Precast reinforced concrete (RC) pipes are an important component of urban infrastructure for conveyance of stormwater and sewage disposal. This study investigates the mechanical performance of spun-cast precast full-scale pipes under three-edge bearing test (TEBT) and patch or point load tests for replicating the field loading scenarios. Six types of precast pipes incorporating various amount of conventional rebar reinforcement and local steel fibers were tested. Straight steel fibers of 25 mm length were cut from locally manufactured long steel wires. Two steel fiber dosages (i.e., 20 kg/m3 and 40 kg/m3) in concrete mixture were examined for mechanical behavior of pipes along with conventional rebar cage.
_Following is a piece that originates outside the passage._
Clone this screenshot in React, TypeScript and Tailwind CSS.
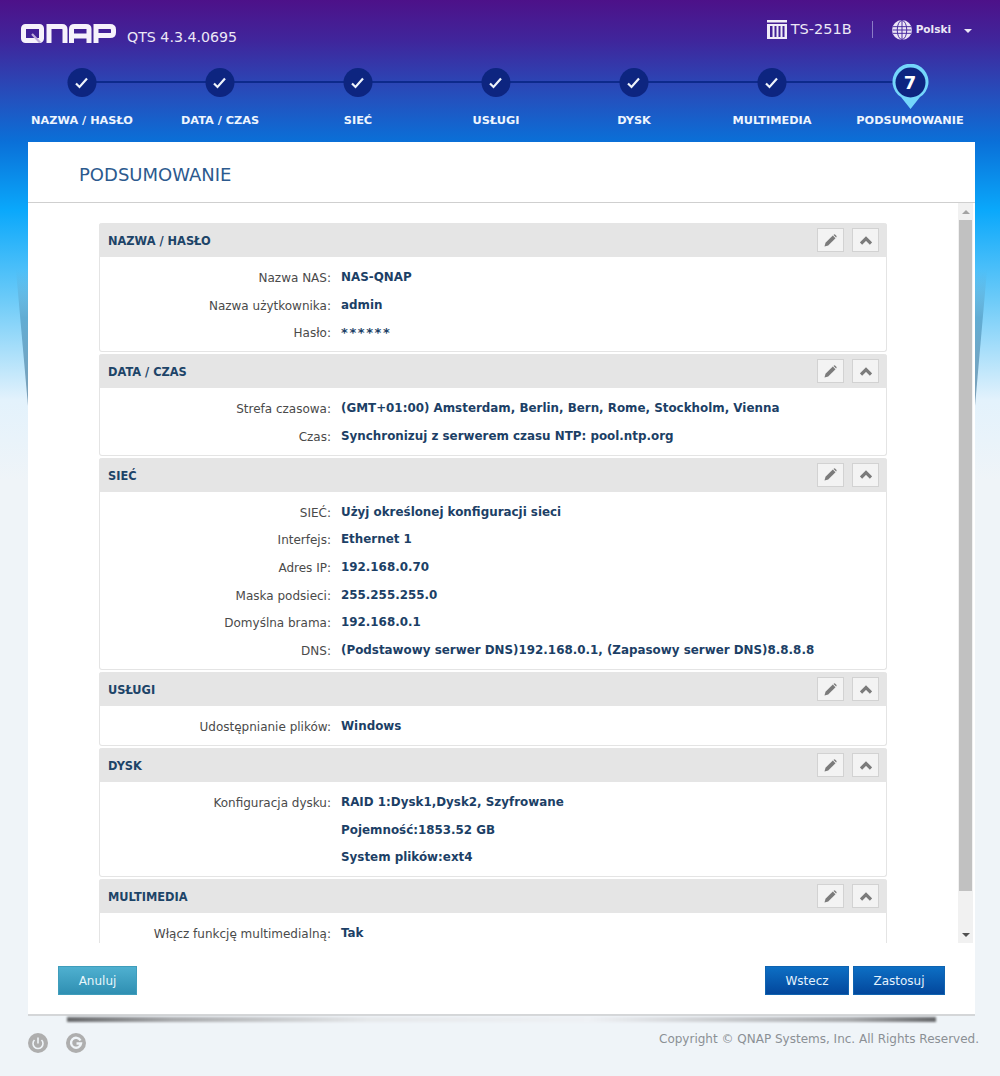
import React from "react";

const steps = ["NAZWA / HASŁO", "DATA / CZAS", "SIEĆ", "USŁUGI", "DYSK", "MULTIMEDIA", "PODSUMOWANIE"];

const sections: { title: string; rows: [string, string][] }[] = [
    {
        title: "NAZWA / HASŁO",
        rows: [
            ["Nazwa NAS:", "NAS-QNAP"],
            ["Nazwa użytkownika:", "admin"],
            ["Hasło:", "******"],
        ],
    },
    {
        title: "DATA / CZAS",
        rows: [
            ["Strefa czasowa:", "(GMT+01:00) Amsterdam, Berlin, Bern, Rome, Stockholm, Vienna"],
            ["Czas:", "Synchronizuj z serwerem czasu NTP: pool.ntp.org"],
        ],
    },
    {
        title: "SIEĆ",
        rows: [
            ["SIEĆ:", "Użyj określonej konfiguracji sieci"],
            ["Interfejs:", "Ethernet 1"],
            ["Adres IP:", "192.168.0.70"],
            ["Maska podsieci:", "255.255.255.0"],
            ["Domyślna brama:", "192.168.0.1"],
            ["DNS:", "(Podstawowy serwer DNS)192.168.0.1, (Zapasowy serwer DNS)8.8.8.8"],
        ],
    },
    {
        title: "USŁUGI",
        rows: [["Udostępnianie plików:", "Windows"]],
    },
    {
        title: "DYSK",
        rows: [
            ["Konfiguracja dysku:", "RAID 1:Dysk1,Dysk2, Szyfrowane"],
            ["", "Pojemność:1853.52 GB"],
            ["", "System plików:ext4"],
        ],
    },
    {
        title: "MULTIMEDIA",
        rows: [["Włącz funkcję multimedialną:", "Tak"]],
    },
];

const QnapLogo = () => (
    <svg width="95" height="19" viewBox="0 0 95 19" fill="none" stroke="#f6f2fb" strokeWidth="5">
        <rect x="2.500" y="2.500" width="18" height="14" rx="2" />
        <path d="M11 10 L19 18.500" strokeWidth="2.200" stroke="#bfaedb" />
        <path d="M28 19 V2.500 H41 Q44 2.500 44 5.500 V19" />
        <path d="M50.500 19 V5 Q50.500 2.500 53.500 2.500 H65 Q68 2.500 68 5 V19 M50.500 12 H68" />
        <path d="M75 19 V2.500 H89 Q92.500 2.500 92.500 5.500 V8.500 Q92.500 11.500 89 11.500 H75" />
    </svg>
);

const ModelIcon = () => (
    <svg width="20" height="19" viewBox="0 0 20 19" fill="#f1edf8">
        <rect x="0" y="0" width="20" height="2.500" />
        <path d="M0 4 H20 V19 H0 Z M3 6 V17 H5.500 V6 Z M7.500 6 V17 H9.500 V6 Z M11.500 6 V17 H13.500 V6 Z M15.500 6 V17 H17.500 V6 Z" fillRule="evenodd" />
    </svg>
);

const GlobeIcon = () => (
    <svg width="20" height="20" viewBox="0 0 21 21" fill="none">
        <circle cx="10.500" cy="10.500" r="10.500" fill="#ece5f6" />
        <g stroke="#43279d" strokeWidth="1">
            <path d="M1 7 H20 M0.500 10.500 H20.500 M1 14 H20 M10.500 0.500 V20.500" />
            <ellipse cx="10.500" cy="10.500" rx="5" ry="10" />
        </g>
    </svg>
);

const CheckStep = () => (
    <div className="relative z-10 flex h-[29px] w-[29px] -translate-x-[0.5px] items-center justify-center rounded-full bg-[#0d2580]">
        <svg width="14" height="12" viewBox="0 0 14 12" fill="none" stroke="#eef3fb" strokeWidth="2.200">
            <path d="M1.500 6.500 L5 10 L12.500 1.500" />
        </svg>
    </div>
);

const CurrentStep = () => (
    <div className="relative z-10 h-[29px] w-[29px]">
        <svg className="absolute left-[-4px] top-[-4px]" width="37" height="46" viewBox="0 0 37 46">
            <path d="M18.500 45 L9 33 A18 18 0 1 1 28 33 Z" fill="#74d6fb" />
            <circle cx="18.500" cy="18.500" r="15" fill="#0d2580" />
        </svg>
        <span className="absolute inset-0 flex items-center justify-center text-[18px] font-bold leading-none text-white">7</span>
    </div>
);

const PencilIcon = () => (
    <svg width="13" height="13" viewBox="0 0 13 13" fill="#7b7b7b">
        <path d="M0.500 12.500 L1.500 8.800 L8.800 1.500 L11.500 4.200 L4.200 11.500 Z" />
        <path d="M9.700 0.700 Q10.500 0 11.300 0.700 L12.300 1.700 Q13 2.500 12.300 3.300 L12.100 3.500 L9.500 0.900 Z" />
    </svg>
);

const ChevronIcon = () => (
    <svg width="12" height="9" viewBox="0 0 12 9" fill="none" stroke="#7b7b7b" strokeWidth="3.200">
        <path d="M1 7.500 L6 2.500 L11 7.500" />
    </svg>
);

const IconButton = ({ children }: { children: React.ReactNode }) => (
    <div className="flex h-[24px] w-[27px] items-center justify-center border border-[#d2d2d2] bg-[#f3f3f3]">
        {children}
    </div>
);

const Section = ({ title, rows }: { title: string; rows: [string, string][] }) => (
    <div className="w-[788px] rounded-[3px] border border-t-0 border-[#e4e4e4]">
        <div className="-mx-px flex h-[34px] items-center justify-between rounded-t-[3px] bg-[#e5e5e5] pl-[9px] pr-[8px]">
            <span className="pt-[3px] text-[11.4px] font-bold text-[#1d4468]">{title}</span>
            <div className="flex gap-[8px]">
                <IconButton><PencilIcon /></IconButton>
                <IconButton><ChevronIcon /></IconButton>
            </div>
        </div>
        <div className="pb-[4px] pt-[7px]">
            {rows.map(([label, value]) => (
                <div key={label + value} className="flex h-[27.7px] items-center text-[12px]">
                    <span className="w-[231px] text-right text-[#4a4a4a]">{label}</span>
                    <span className={value === "******" ? "ml-[10px] text-[13px] font-bold tracking-[1.6px] text-[#1c3f66]" : "ml-[10px] text-[11.9px] font-bold text-[#1c3f66]"}>{value}</span>
                </div>
            ))}
        </div>
    </div>
);

const Scrollbar = () => (
    <div className="flex h-full w-[15px] flex-col bg-[#f1f1f1]">
        <div className="flex h-[17px] items-center justify-center">
            <div className="h-0 w-0 border-x-[4px] border-b-[4px] border-x-transparent border-b-[#a3a3a3]" />
        </div>
        <div className="mx-px h-[671px] bg-[#c1c1c1]" />
        <div className="flex-1" />
        <div className="flex h-[17px] items-center justify-center">
            <div className="h-0 w-0 border-x-[4px] border-t-[4px] border-x-transparent border-t-[#505050]" />
        </div>
    </div>
);

const Wedge = ({ className, left }: { className: string; left: boolean }) => (
    <svg className={className} width="12" height="136" viewBox="0 0 12 136">
        <defs>
            <linearGradient id={left ? "wedgeL" : "wedgeR"} x1="0" y1="0" x2="0" y2="1">
                <stop offset="0" stopColor="#5da8cf" stopOpacity="0" />
                <stop offset="0.35" stopColor="#5da8cf" stopOpacity="0.9" />
                <stop offset="1" stopColor="#7d9db4" stopOpacity="1" />
            </linearGradient>
        </defs>
        <polygon points={left ? "0,0 12,0 12,136" : "12,0 0,0 0,136"} fill={`url(#${left ? "wedgeL" : "wedgeR"})`} />
    </svg>
);

export default function App() {
    return (
        <div className="relative flex h-[1076px] w-[1000px] flex-col overflow-hidden bg-[linear-gradient(180deg,#4d1189_0px,#40259b_40px,#2352bf_100px,#0a70d8_142px,#0aa8fb_210px,#6dcbf8_300px,#e3f2fc_400px,#eff4f8_480px)] font-['DejaVu_Sans',sans-serif]">
            <Wedge className="absolute left-[16px] top-[270px]" left />
            <Wedge className="absolute left-[975px] top-[270px]" left={false} />

            {/* top bar */}
            <div className="flex h-[60px] items-start justify-between pl-[21px] pr-[28px] text-[#ece8f6]">
                <div className="flex items-center pt-[20px]">
                    <QnapLogo />
                    <span className="ml-[11px] mt-[9px] text-[14.2px] leading-[17px]">QTS 4.3.4.0695</span>
                </div>
                <div className="flex items-center pt-[19px]">
                    <ModelIcon />
                    <span className="ml-[4px] text-[14.5px]">TS-251B</span>
                    <div className="ml-[20px] h-[17px] w-px bg-[#8b7cc6]" />
                    <div className="ml-[19px]"><GlobeIcon /></div>
                    <span className="ml-[4px] text-[10.5px] font-bold">Polski</span>
                    <div className="ml-[13px] mt-[2px] h-0 w-0 border-x-[4px] border-t-[4px] border-x-transparent border-t-[#ece8f6]" />
                </div>
            </div>

            {/* steps */}
            <div className="relative grid h-[82px] grid-cols-[repeat(7,138px)] pl-[13px] pt-[8px]">
                <div className="absolute left-[82px] top-[21px] h-[2px] w-[828px] bg-[#0d2a8c]" />
                {steps.map((step, i) => (
                    <div key={step} className="flex flex-col items-center">
                        {i === 6 ? <CurrentStep /> : <CheckStep />}
                        <span className="mt-[15px] whitespace-nowrap text-[11.3px] font-bold leading-[17px] text-[#eef5fd]">{step}</span>
                    </div>
                ))}
            </div>

            {/* card */}
            <div className="relative mx-[28px] flex h-[872px] w-[947px] flex-col bg-white">
                <div className="flex h-[61px] shrink-0 items-center border-b border-[#cfcfcf] pl-[51px] pt-[5px] text-[18px] text-[#2c5a8e]">
                    PODSUMOWANIE
                </div>
                <div className="flex h-[740px] shrink-0 justify-between pr-[2px]">
                    <div className="flex flex-1 flex-col gap-[2.200px] overflow-hidden pl-[71px] pt-[20px]">
                        {sections.map((s) => (
                            <div key={s.title} className="shrink-0">
                                <Section title={s.title} rows={s.rows} />
                            </div>
                        ))}
                    </div>
                    <Scrollbar />
                </div>
                <div className="flex flex-1 items-start justify-between pl-[30px] pr-[30px] pt-[23px]">
                    <button className="h-[29px] w-[79px] border border-[#3f9dbb] bg-[linear-gradient(180deg,#4fb0d0,#2f8fb2)] text-[12px] text-[#e8f6fb]">
                        Anuluj
                    </button>
                    <div className="flex gap-[4px]">
                        <button className="h-[29px] w-[84px] border border-[#0f63b0] bg-[linear-gradient(180deg,#0d6fc4,#03479c)] text-[12px] text-[#e4f2fd]">
                            Wstecz
                        </button>
                        <button className="h-[29px] w-[92px] border border-[#0f63b0] bg-[linear-gradient(180deg,#0d6fc4,#03479c)] text-[12px] text-[#e4f2fd]">
                            Zastosuj
                        </button>
                    </div>
                </div>
                <div className="absolute bottom-[-2px] left-0 h-[2px] w-full bg-[#d4d6d8]" />
                <div className="absolute bottom-[-8px] left-[39px] h-[5px] w-[869px] bg-[linear-gradient(90deg,#66686a,#a8aaac_12%,#e6e9eb_35%,#eef1f4_60%,#a8aaac_90%,#66686a)] blur-[1px]" />
            </div>

            {/* footer */}
            <div className="relative flex flex-1 items-start justify-between pl-[28px] pr-[21px] pt-[16px]">
                <div className="flex gap-[18px] pt-[3px]">
                    <svg width="20" height="20" viewBox="0 0 20 20" fill="none">
                        <circle cx="10" cy="10" r="10" fill="#aeaeae" />
                        <path d="M6.500 7 A5 5 0 1 0 13.500 7" stroke="#eff4f8" strokeWidth="1.600" />
                        <path d="M10 4.500 V10.500" stroke="#eff4f8" strokeWidth="1.600" />
                    </svg>
                    <svg width="20" height="20" viewBox="0 0 20 20" fill="none">
                        <circle cx="10" cy="10" r="10" fill="#aeaeae" />
                        <path d="M14.500 7.500 A5 5 0 1 0 15 10.500 H10.500" stroke="#eff4f8" strokeWidth="2.400" />
                    </svg>
                </div>
                <span className="text-[12px] text-[#8b9095]">Copyright © QNAP Systems, Inc. All Rights Reserved.</span>
            </div>
        </div>
    );
}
It was observed that full-scale precast pipes without steel fibers and conventional rebar cage failed in an abrupt manner into various pieces. However, pipe made with concrete mixture incorporating steel fibers only without conventional rebar cage also failed into pieces but showed post-peak behavior and fiber crack bridging phenomena. Pipes having double conventional steel reinforcement ratio showed 60% higher ultimate load. Pipes incorporating 20 kg/m3 and 40 kg/m3 along with conventional rebar cage showed 10% and 30% higher ultimate load compared to that of identical pipe without steel fibers. Improved deflection softening and hardening behaviour were observed for pipes with fibers. Furthermore, multiple secondary cracks were observed during TEBT for pipe specimens incorporating fibers. Similarly, higher ultimate load and improved cracking behavior was observed under patch load for pipe specimens incorporating steel fibers. All the tested pipes incorporating steel fibers and conventional rebar cage satisfied the Class III and Class IV requirements of ASTM C76. It can be envisioned that the implementation of hybrid spun-cast pipes incorporating conventional rebar cage and local steel fibers lead towards the development of economical pipes for controlling the premature cracking and improved structural behaviour.